This was the
first theory that claimed that the planet’s surface is in motion, it was
proposed by german meteorologist and astronomer Alfred Wegener, at the
beginning of last century. At that time the most accepted theory was the
world’s surface was only the skin wrapping a melting interior that was cooling
down and while cooling it is contracting which distorted the surface in
mountains. But Wegener reasoned that if this was the mechanism, the mountains
should appear randomly, otherwise the big mountains were concentered in limited
zones.
The first
evidence for Wegener was the similarity of the physiography of the cost of
Brazil and the western Africa; the British philosopher Francis Bacon noted this
fact too in 1620.
In 1858 in
Paris, Antonio Snider had written about the similarity of fossils found at both
sides of the Atlantic Ocean suggesting that some time these shores were
together. These facts were the basis of the theories of Wegener, theories the
he presented in 1912 to Frankfurt Geological Association.
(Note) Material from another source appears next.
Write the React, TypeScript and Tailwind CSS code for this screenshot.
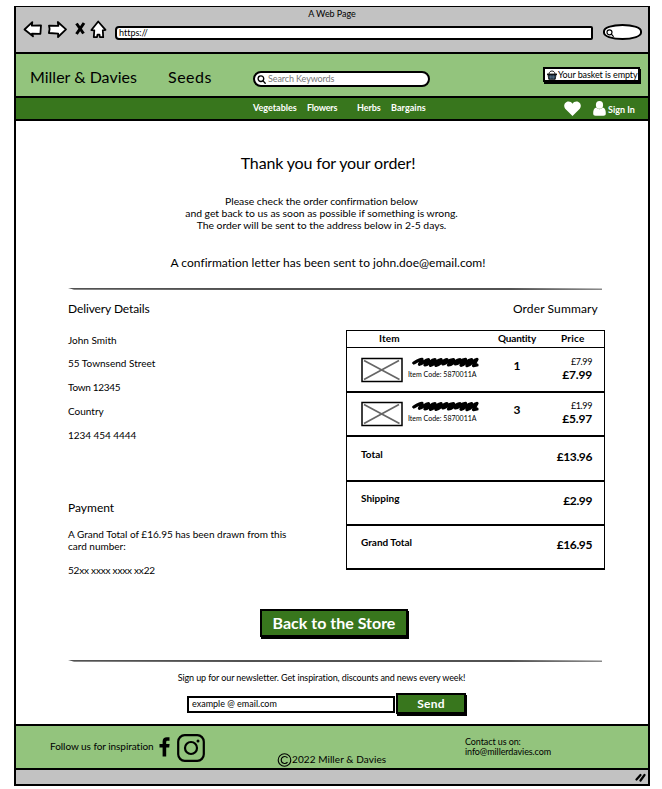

Wegener had to stop
his researches due to the World War I, but he was shot and discharged, and
returned to his research during his long convalescence, but since and then no
longer limited to his field, he used data from: meteorology, geology,
oceanography, seismology, geomagnetism, paleontology and the theories of
evolution.
In 1915 he published his book, the origin of the
continents and oceans; in which he presented theory about the continental
drift. Most of the scientifics took Wegener’s thesis with
derision, because Wegener had presenter too few evidences to support his view,
though later, his ideas would be accepted almost universally.